A DAMNING document from the Police Ombudsman has heavily criticised the inaction of the security forces before and after the brutal murder of young Portadown woman Margaret Perry in June 1991.
The document - prepared by Nuala O'Loan three years ago and obtained by the Portadown Times in the wake of the findings on the Claudy bombings - claims that the police were aware of threats to 26-year-old Margaret.
It also states that Special Branch failed to protect her, and withheld "from CID certain intelligence indicating who might have murdered her".
The killing of Margaret Perry - and its chilling aftermath - was one of the most harrowing of the Northern Ireland Troubles.
The civil cervant disappeared on June 21, 1991, but nothing was heard of her until her body was found in a shallow grave in Mullaghmore Woods, County Sligo, just over a year later.
The day after her remains were uncovered, the naked bodies of three local alleged IRA men were found near the South Armagh border, all having been shot through the head - Johnny Dignam (32), Aidan Starrs (34) and Gregory Burns (29).
An IRA statement claimed that she was killed because her former boyfriend Gregory Burns was an informer and that all three were slain "by people acting on behalf of British Intelligence".
The IRA also claimed that Margaret, whose home was at Churchill Park, Portadown, was killed because she found out that Burns was informing to the security forces.
But when the Portadown Times spoke to her mother Mrs Mary Perry this week, she insisted that her daughter knew nothing about Burns' alleged activities.
"It is known that Burns and another man turned up at her work one day - she was a civil servant with Training and Employment in Lisburn - and Margaret happened to come upon them," said Mrs Perry who was widowed five years ago when her husband David passed away. "We suspect now that the other man was Burns' minder, but Margaret was totally unaware of any of his so-called activities."
Mrs Perry added that she reported Margaret as a missing person to the RUC soon after her disappearance, but "by their attitude, and the fact that Margaret didn't phone home nor did she touch her bank account, I knew she was dead".
It is well documented that Mrs Perry soon realised her daughter had been murdered, and she emphatically passed her suspicions on to the security forces, including names of people she insisted were involved.
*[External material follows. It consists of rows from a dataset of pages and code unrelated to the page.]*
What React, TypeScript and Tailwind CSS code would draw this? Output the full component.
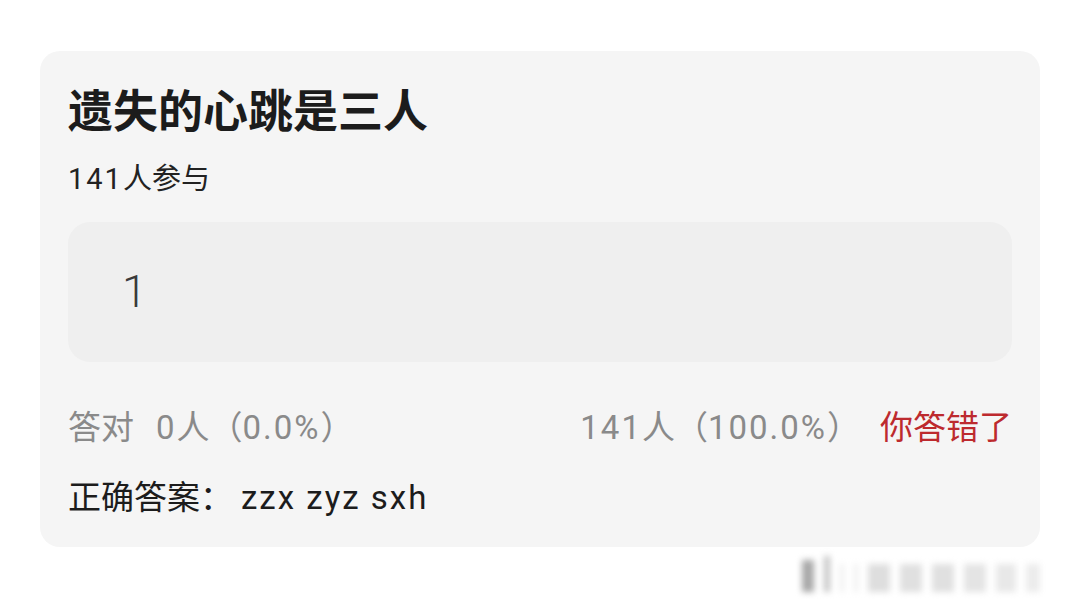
import * as React from 'react';

const font = { fontFamily: 'Roboto, "Noto Sans CJK SC", "Noto Sans", sans-serif' };

/* latin runs set a touch wider than Roboto's default */
function Latin({ children, className = '' }: { children: React.ReactNode; className?: string }) {
    return <span className={`tracking-[2px] ${className}`}>{children}</span>;
}

function Watermark() {
    // blurred-out site mark in the lower right corner
    const bars = [
        'w-[12px] h-[32px] bg-[#a8a8a8]',
        'w-[6px] h-[36px] bg-[#c4c4c4]',
        'w-[4px] h-[28px] bg-[#ededed]',
        'w-[4px] h-[28px] bg-[#ededed]',
        'w-[22px] h-[28px] bg-[#dedede]',
        'w-[22px] h-[28px] bg-[#e0e0e0]',
        'w-[22px] h-[28px] bg-[#e0e0e0]',
        'w-[22px] h-[28px] bg-[#e4e4e4]',
        'w-[20px] h-[28px] bg-[#e8e8e8]',
        'w-[14px] h-[28px] bg-[#ececec]',
    ];

    return (
        <div className="absolute left-[802px] top-[556px] flex items-end gap-[10px] blur-[3px]">
            {bars.map((b, i) => (
                <div key={i} className={b} />
            ))}
        </div>
    );
}

export default function App() {
    return (
        <div className="relative w-[1080px] h-[599px] bg-white overflow-hidden" style={font}>
            <div className="pt-[51px] pl-[40px]">
                <div className="w-[1000px] h-[496px] rounded-[20px] bg-[#f5f5f5] px-[28px] pt-[35px]">
                    <h1 className="text-[45px] leading-[54px] font-bold text-[#1c1c1c]">
                        遗失的心跳是三人
                    </h1>

                    <div className="mt-[21px] text-[29px] leading-[36px] text-[#222]">
                        <Latin>141</Latin>人参与
                    </div>

                    <div className="mt-[25px] h-[140px] rounded-[22px] bg-[#efefef] flex items-center pl-[54px]">
                        <span className="text-[45px] text-[#3a3a3a] font-light">1</span>
                    </div>

                    <div className="mt-[46px] flex items-center justify-between text-[33px] leading-[40px] text-[#8a8a8a]">
                        <div className="flex items-center gap-[22px]">
                            <span>答对</span>
                            <span><Latin>0</Latin>人（<Latin>0.0%</Latin>）</span>
                        </div>
                        <div className="flex items-center gap-[20px]">
                            <span><Latin>141</Latin>人（<Latin>100.0%</Latin>）</span>
                            <span className="text-[#bd2a2e]">你答错了</span>
                        </div>
                    </div>

                    <div className="mt-[30px] text-[33px] leading-[40px] text-[#1c1c1c]">
                        正确答案：<Latin className="ml-[8px]">zzx zyz sxh</Latin>
                    </div>
                </div>
            </div>

            <Watermark />
        </div>
    );
}
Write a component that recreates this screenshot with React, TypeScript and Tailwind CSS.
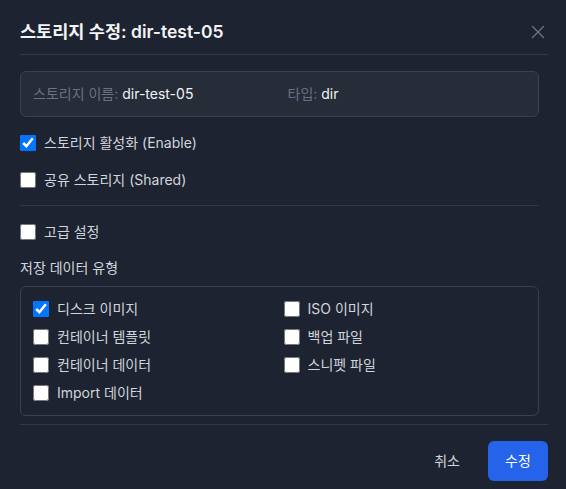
import { X } from "lucide-react";

const font = { fontFamily: 'Inter, "Noto Sans CJK KR", sans-serif' };

type DataType = { label: string; checked?: boolean };

const dataTypes: DataType[] = [
  { label: "디스크 이미지", checked: true },
  { label: "ISO 이미지" },
  { label: "컨테이너 템플릿" },
  { label: "백업 파일" },
  { label: "컨테이너 데이터" },
  { label: "스니펫 파일" },
  { label: "Import 데이터" },
];

function CheckRow({ label, checked }: { label: string; checked?: boolean }) {
  return (
    <label className="flex h-5 items-center gap-2 text-sm text-gray-300">
      <input type="checkbox" defaultChecked={checked} className="m-0 h-4 w-4" />
      <span>{label}</span>
    </label>
  );
}

export default function App() {
  return (
    <div className="h-[489px] w-[566px] bg-[#1d2330] text-white" style={font}>
      <div className="flex flex-col pl-5 pr-[18px]">
        <div className="flex items-center justify-between border-b border-[#323946] pb-2.5 pt-5">
          <h2 className="text-[17.5px] font-semibold leading-6 text-gray-100">
            스토리지 수정: dir-test-05
          </h2>
          <button className="mr-[-1px] text-gray-500">
            <X size={22} strokeWidth={1.5} />
          </button>
        </div>

        <div className="mr-[9px] flex flex-col pb-2 pt-4">
          <div className="grid grid-cols-2 gap-4 rounded-md border border-[#3a414e] bg-[#262c38] px-3 py-3 text-sm leading-5">
            <p>
              <span className="text-gray-500">스토리지 이름: </span>
              <span className="text-gray-100">dir-test-05</span>
            </p>
            <p>
              <span className="text-gray-500">타입: </span>
              <span className="text-gray-100">dir</span>
            </p>
          </div>

          <div className="mt-4">
            <CheckRow label="스토리지 활성화 (Enable)" checked />
          </div>
          <div className="mt-[17px]">
            <CheckRow label="공유 스토리지 (Shared)" />
          </div>

          <div className="mt-[15px] border-t border-[#323946]" />

          <div className="mt-4">
            <CheckRow label="고급 설정" />
          </div>

          <p className="mt-4 text-sm leading-5 text-gray-300">저장 데이터 유형</p>

          <div className="mt-2 grid grid-cols-2 gap-x-2 gap-y-2 rounded-md border border-[#3a414e] p-3">
            {dataTypes.map((t) => (
              <CheckRow key={t.label} label={t.label} checked={t.checked} />
            ))}
          </div>
        </div>

        <div className="flex items-center justify-end gap-4 border-t border-[#323946] pb-2 pt-4">
          <button className="px-3 text-sm text-gray-300">취소</button>
          <button className="h-10 w-[60px] rounded-md bg-[#2563eb] text-sm text-white">
            수정
          </button>
        </div>
      </div>
    </div>
  );
}
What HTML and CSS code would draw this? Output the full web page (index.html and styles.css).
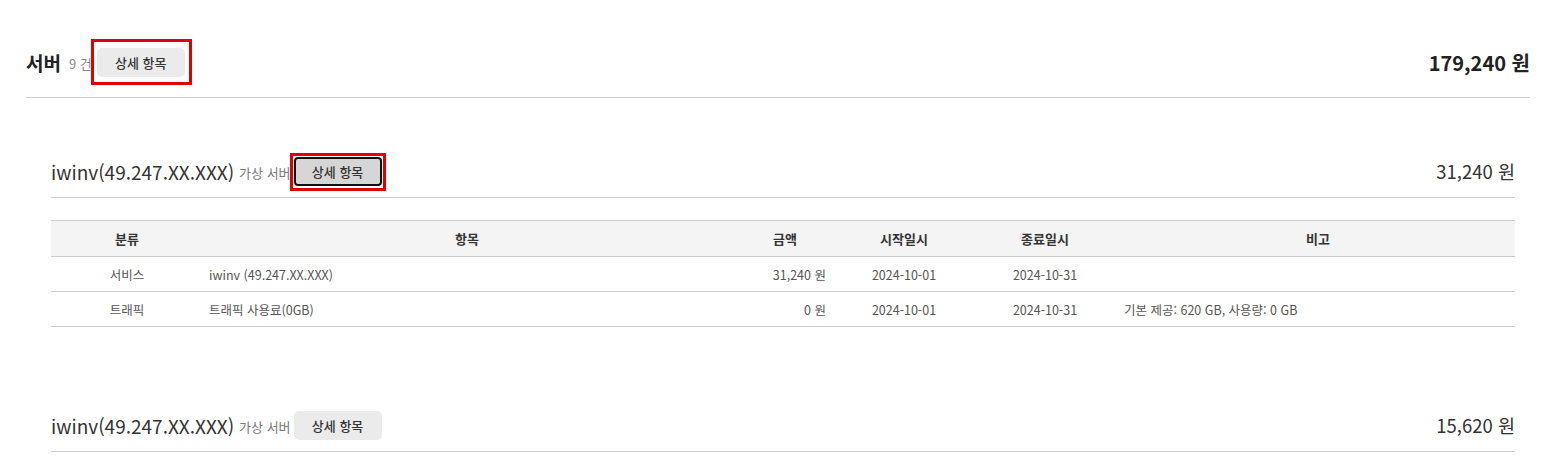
FILE: index.html
```html
<!DOCTYPE html>
<html lang="ko">
<head>
    <meta charset="utf-8">
    <title>서버 요금 상세</title>
    <link rel="stylesheet" href="styles.css">
</head>
<body>
    <div class="wrap">
        <div class="group-head">
            <div class="head-left">
                <h2 class="group-title">서버</h2>
                <span class="group-count">9 건</span>
                <button type="button" class="btn-detail mark-a">상세 항목</button>
            </div>
            <div class="group-total">179,240 원</div>
        </div>

        <div class="server-block">
            <div class="server-head">
                <div class="head-left">
                    <h3 class="server-name">iwinv(49.247.XX.XXX)</h3>
                    <span class="server-type">가상 서버</span>
                    <button type="button" class="btn-detail is-focus mark-b">상세 항목</button>
                </div>
                <div class="server-total">31,240 원</div>
            </div>

            <table class="bill">
                <colgroup>
                    <col style="width:152px">
                    <col style="width:528px">
                    <col style="width:108px">
                    <col style="width:130px">
                    <col style="width:152px">
                    <col>
                </colgroup>
                <thead>
                    <tr>
                        <th>분류</th>
                        <th>항목</th>
                        <th>금액</th>
                        <th>시작일시</th>
                        <th>종료일시</th>
                        <th>비고</th>
                    </tr>
                </thead>
                <tbody>
                    <tr>
                        <td>서비스</td>
                        <td class="item">iwinv (49.247.XX.XXX)</td>
                        <td class="price">31,240 원</td>
                        <td>2024-10-01</td>
                        <td>2024-10-31</td>
                        <td class="note"></td>
                    </tr>
                    <tr>
                        <td>트래픽</td>
                        <td class="item">트래픽 사용료(0GB)</td>
                        <td class="price">0 원</td>
                        <td>2024-10-01</td>
                        <td>2024-10-31</td>
                        <td class="note">기본 제공: 620 GB, 사용량: 0 GB</td>
                    </tr>
                </tbody>
            </table>
        </div>

        <div class="server-block">
            <div class="server-head">
                <div class="head-left">
                    <h3 class="server-name">iwinv(49.247.XX.XXX)</h3>
                    <span class="server-type">가상 서버</span>
                    <button type="button" class="btn-detail">상세 항목</button>
                </div>
                <div class="server-total">15,620 원</div>
            </div>
        </div>
    </div>
</body>
</html>
```

FILE: styles.css
```css
body { margin: 0; background: #fff; color: #333;
       font-family: "Noto Sans CJK KR", "Noto Sans", sans-serif; }
.wrap { padding: 0 16px 0 26px; }

.group-head { display: flex; align-items: center; justify-content: space-between;
              padding: 48px 0 20px; border-bottom: 1px solid #ccc; }
.head-left { display: flex; align-items: center; }
.group-title { margin: 0; font-size: 19px; font-weight: 700; line-height: 29px; color: #222; }
.group-count { margin: 2px 5px 0 8px; font-size: 13px; color: #888; }
.group-total { font-size: 20px; font-weight: 700; color: #222; line-height: 29px; }

.btn-detail { position: relative; width: 88px; height: 29px; padding: 0; border: none;
              border-radius: 5px; background: #ebebeb; color: #333; cursor: pointer;
              font-family: inherit; font-size: 13px; font-weight: 500; }
.btn-detail.is-focus { background: #d6d6d6; border: 2px solid #111; border-radius: 4px;
                       box-shadow: 0 0 0 1px #fff; }
.mark-a::after, .mark-b::after { content: ""; position: absolute; border: 3px solid #e00000; }
.mark-a::after { top: -9px; bottom: -8px; left: -6px; right: -7px; }
.mark-b::after { top: -6px; bottom: -7px; left: -6px; right: -6px; }

.server-block { padding: 59px 15px 25px 25px; }
.server-head { display: flex; align-items: center; justify-content: space-between;
               padding-bottom: 11px; border-bottom: 1px solid #ccc; }
.server-name { margin: 0; font-size: 19px; font-weight: 400; line-height: 29px; color: #333; }
.server-type { margin: 2px 3px 0 5px; font-size: 13px; color: #777; }
.server-total { font-size: 18.5px; color: #333; line-height: 29px; }

.bill { width: 100%; margin-top: 22px; border-collapse: collapse; table-layout: fixed;
        border-top: 1px solid #ccc; font-size: 13px; }
.bill th { height: 35px; padding: 0; background: #f4f4f4; font-weight: 700; color: #333;
           border-bottom: 1px solid #ccc; }
.bill td { height: 34px; padding: 0; text-align: center; color: #555; font-size: 12.5px;
           border-bottom: 1px solid #ccc; }
.bill td.item { text-align: left; padding-left: 6px; }
.bill td.price { text-align: right; padding-right: 13px; }
.bill td.note { text-align: left; padding-left: 3px; }
```
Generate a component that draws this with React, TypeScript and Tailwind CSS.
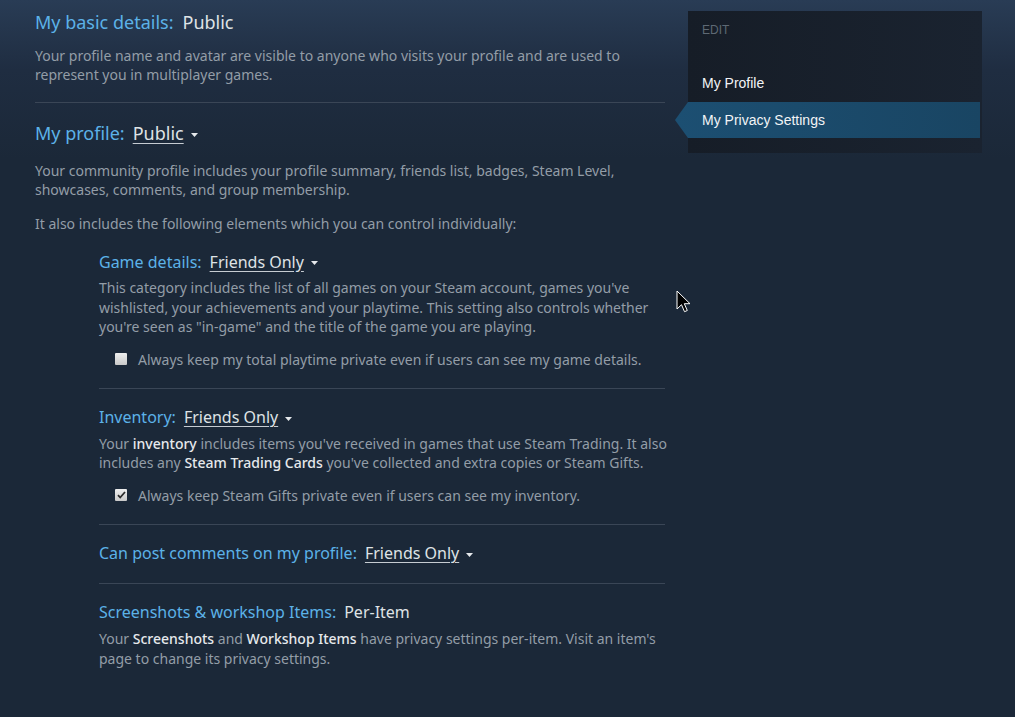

"But no action was taken and I was told nothing," she said. "The Ombudsman's document also states firmly that Margaret's life was known to be in danger - and yet she was not informed, nor did she receive any protection."
This claim is backed up by the document, which was personally delivered to Mrs Perry some time ago by the then Ombudsman Nuala O'Loan.
"Mrs O'Loan was very thorough and very caring," she recalled. "I did not ask for the document, but it was the result of another inquiry and Mrs O'Loan kindly brought it to me and explained how sorry she was over the whole sordid affair."
A PSNI spokesman said yesterday (Thursday) that the document had never been made public as it had obviously been prepared and delivered personally by Mrs O'Loan.
"In that case, we cannot comment on private correspondence," the spokesman added.